Yes. I mean, again, I think we'd put out the 3x. I don't think we're necessarily saying we're going to pay down more than the 3x leverage. I think we're just saying we'll evaluate once we get to that level what makes the most sense between share repurchases, asset bolt-on acquisitions, further dividend increases. I mean I think we'll evaluate once we get to that point.
As we sit here today, share repurchases certainly make a lot of sense, which is why we came out with our $500 million share repurchase program. But we'll just continue to evaluate. And if you need to re-up the share repurchase program or if you get through it over the next few years, then you'll do that, but no magic to that and no identified further leverage target beyond the 3x right now.
Got it. And then a quick clarification on Slide 10. Does the 2025 through 2027 outlook for free cash flows after dividends, does that reflect the impact of share repurchases?
That is before share repurchases. So you'd have slightly different after-share repurchases.
Okay. Understood. And then a housekeeping item, if I may, just on some of the drivers for the water business. It seems that you're looking for fewer wells to be serviced in 2024. However, lateral length is now longer and I presume the barrels per foot is essentially unchanged, but net-net, my math seems to indicate that total water volumes should be pretty much unchanged in '24 relative to 2023. Am I thinking about this correctly?
No, they should be down. So the guidance we gave was about 20 fewer completions and lateral feet are up 2,000 feet. So you're down about 180,000 feet.
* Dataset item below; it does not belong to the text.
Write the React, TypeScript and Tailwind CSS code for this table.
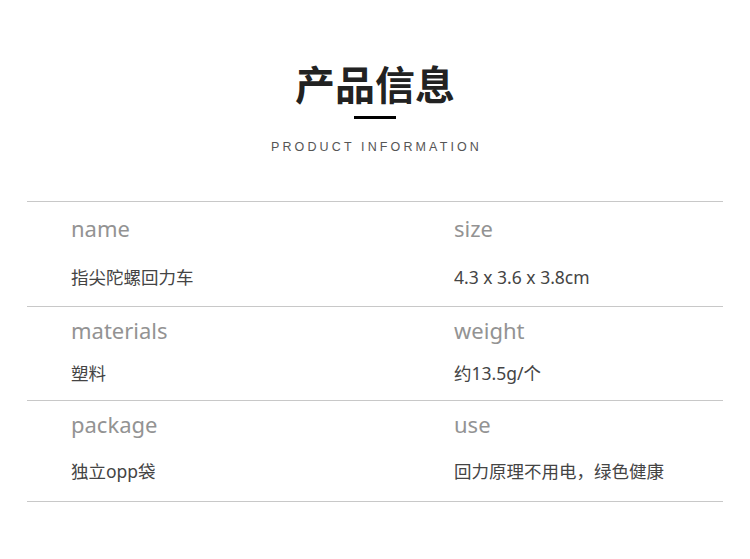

And so volumes are down about 15% to 20% overall, which is part of the guidance that we gave.
Ladies and gentlemen, that concludes our question-and-answer session. I'll turn the floor back to Mr. Agnew for any final comments.
Thank you, everybody, for joining today's conference call. Please feel free to reach out with any further questions.
Thank you. This concludes today's conference call. You may disconnect your lines at this time. Thank you for your participation.